Of course, the Bible is not the only ancient text that casts a shadow over the present. A social policy based on the Koran poses even greater dangers. Koran 9:123 tells us it is the duty of every Muslim man to "make war on the infidels who dwell around you." Osama bin Laden may be despicable, but it is hard to argue that he isn't acting in accord with at least some of the teachings of the Koran. It is true that most Muslims seem inclined to ignore the Koran's solicitations to martyrdom and jihad, but we cannot overlook the fact that some are not so inclined and that some of them murder innocent people for religious reasons.
Why did 19 well-educated, middle-class men trade their lives for the privilege of killing thousands of our neighbors? Because they believed, on the authority of the Koran, that they would go straight to paradise for doing so. It is rare to find the behavior of human beings so easily explained. And yet, many of us are reluctant to accept this explanation.

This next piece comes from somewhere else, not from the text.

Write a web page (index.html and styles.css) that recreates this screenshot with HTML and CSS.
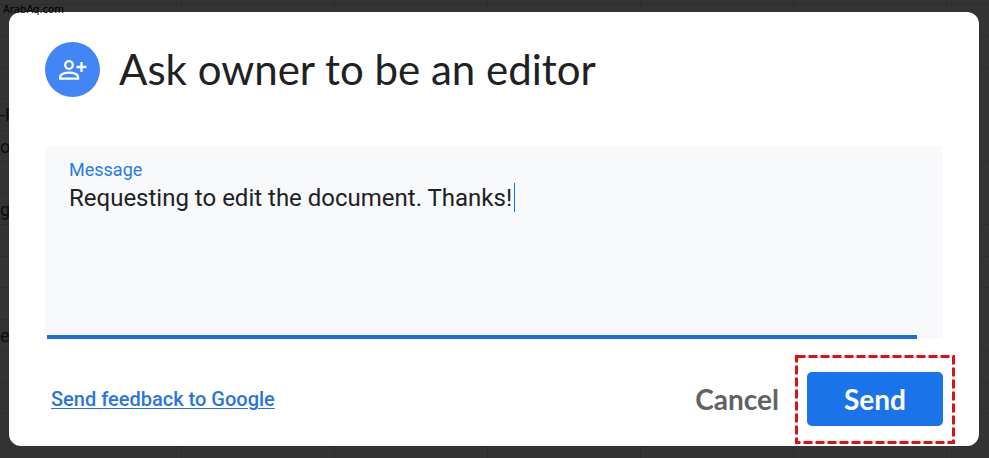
FILE: index.html
```
<!DOCTYPE html>
<html lang="en">
<head>
    <meta charset="UTF-8">
    <meta name="viewport" content="width=device-width, initial-scale=1.0">
    <title>Ask owner to be an editor</title>
    <link rel="stylesheet" href="styles.css">
</head>
<body>
    <div class="sheet">
        <div></div><div></div><div></div>
        <div class="cell">-P</div>
        <div class="cell">o</div>
        <div></div>
        <div class="cell">g</div>
        <div></div><div></div><div></div>
        <div class="cell">e</div>
        <div></div><div></div><div></div>
    </div>
    <span class="watermark">ArabAq.com</span>

    <form class="dialog" role="dialog" aria-labelledby="dialog-title">
        <header class="dialog-header">
            <span class="badge">
                <svg class="badge-icon" viewBox="0 0 28 22" aria-hidden="true">
                    <circle cx="10" cy="6" r="3.8"/>
                    <path d="M1.2 19.7v-1.8c0-2.7 4.5-4.2 8.9-4.2s8.9 1.5 8.9 4.2v1.8z"/>
                    <path d="M22.5 3v10M17.5 8h10"/>
                </svg>
            </span>
            <h1 id="dialog-title">Ask owner to be an editor</h1>
        </header>

        <div class="field">
            <label for="message">Message</label>
            <textarea id="message" spellcheck="false">Requesting to edit the document. Thanks!</textarea>
            <span class="caret"></span>
        </div>

        <footer class="dialog-footer">
            <a class="feedback" href="#">Send feedback to Google</a>
            <button type="button" class="cancel">Cancel</button>
            <div class="send-wrap">
                <button type="submit" class="send">Send</button>
                <svg class="highlight" viewBox="0 0 160 89" aria-hidden="true">
                    <rect x="1.5" y="1.5" width="157" height="86"/>
                </svg>
            </div>
        </footer>
    </form>
</body>
</html>
```

FILE: styles.css
```
* {
    box-sizing: border-box;
}

body {
    margin: 0;
    min-height: 100vh;
    padding: 12px 10px 12px 9px;
    background-color: #333;
    font-family: Roboto, "Liberation Sans", sans-serif;
    overflow: hidden;
}

/* dimmed spreadsheet behind the dialog */
.sheet {
    position: absolute;
    inset: 0;
    padding-top: 4px;
    display: grid;
    grid-template-rows: repeat(7, 31px 32px);
    background: repeating-linear-gradient(to right, transparent 0 152px, #2d2d2d 152px 153px) 29px 0;
    overflow: hidden;
}

.sheet div {
    border-top: 1px solid #2d2d2d;
}

.sheet .cell {
    padding-right: 1px;
    width: 9px;
    font-size: 18px;
    line-height: 32px;
    white-space: nowrap;
    color: #0c0c0c;
}

.watermark {
    position: absolute;
    top: 3px;
    left: 3px;
    z-index: 2;
    font-family: "DejaVu Sans", sans-serif;
    font-size: 10px;
    line-height: 14px;
    color: #000;
}

.dialog {
    position: relative;
    padding: 30px 36px 20px;
    background: #fff;
    border-radius: 12px;
}

.dialog-header {
    display: flex;
    align-items: flex-start;
    gap: 19px;
    margin-bottom: 49px;
}

.badge {
    width: 55px;
    height: 55px;
    display: flex;
    align-items: center;
    justify-content: center;
    background: #4285f4;
    border-radius: 50%;
}

.badge-icon {
    width: 28px;
    height: 22px;
    overflow: visible;
    fill: none;
    stroke: #fff;
    stroke-width: 2.3;
}

h1 {
    margin: 0;
    font-family: Lato, sans-serif;
    font-size: 42px;
    font-weight: 400;
    line-height: 54px;
    color: #202124;
}

.field {
    position: relative;
    display: flex;
    flex-direction: column;
    height: 193px;
    padding: 12px 24px 0;
    background: #f8f9fb;
    border-radius: 4px;
}

.field::after {
    content: "";
    position: absolute;
    left: 2px;
    right: 26px;
    bottom: 0;
    height: 4px;
    background: #1a6fd8;
}

.field label {
    font-size: 18px;
    line-height: 24px;
    color: #2a7be8;
}

.field textarea {
    flex: 1;
    width: 100%;
    padding: 0;
    border: 0;
    outline: 0;
    resize: none;
    background: transparent;
    font: 24px/32px Roboto, sans-serif;
    color: #202124;
}

.caret {
    position: absolute;
    top: 37px;
    left: 469px;
    width: 1px;
    height: 29px;
    background: #1a6fd8;
}

.dialog-footer {
    display: flex;
    align-items: center;
    gap: 28px;
    margin-top: 33px;
    padding-left: 6px;
}

.feedback {
    margin-right: auto;
    font-size: 20px;
    font-weight: 500;
    color: #2a75dc;
    text-underline-offset: 2px;
    text-decoration-thickness: 1px;
}

button {
    border: 0;
    font-family: Lato, sans-serif;
    font-size: 28px;
    font-weight: 700;
    line-height: 34px;
    cursor: pointer;
}

.cancel {
    padding: 0;
    background: none;
    color: #5f6368;
}

.send-wrap {
    position: relative;
}

.send {
    display: block;
    width: 136px;
    height: 54px;
    background: #1a73e8;
    border-radius: 5px;
    color: #fff;
}

.highlight {
    position: absolute;
    top: -17px;
    left: -12px;
    width: 160px;
    height: 89px;
    fill: none;
    stroke: #e01010;
    stroke-width: 3;
    stroke-dasharray: 9 3;
    pointer-events: none;
}
```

So, will the future simply be "our" religion against "theirs"....? Shouldn't we at least attempt to stop the madness now?

And this:

There are now more people in our country who believe that the universe was created in six solar days than there were in Europe in the 14th century. In the eyes of most of the civilized world, the United States is now a rogue power — imperialist, inarticulate and retrograde in its religiosity. Our erstwhile allies are right not to trust our judgment. We elect leaders who squander time and money on issues like gay marriage, Janet Jackson's anatomy, Howard Stern's obscenities, marijuana use and a dozen other trifles lying at the heart of the Christian social agenda, while potentially catastrophic problems like nuclear proliferation and climate change go unresolved.

Bravo! (though I would've added "presidential intern BJs" to the list).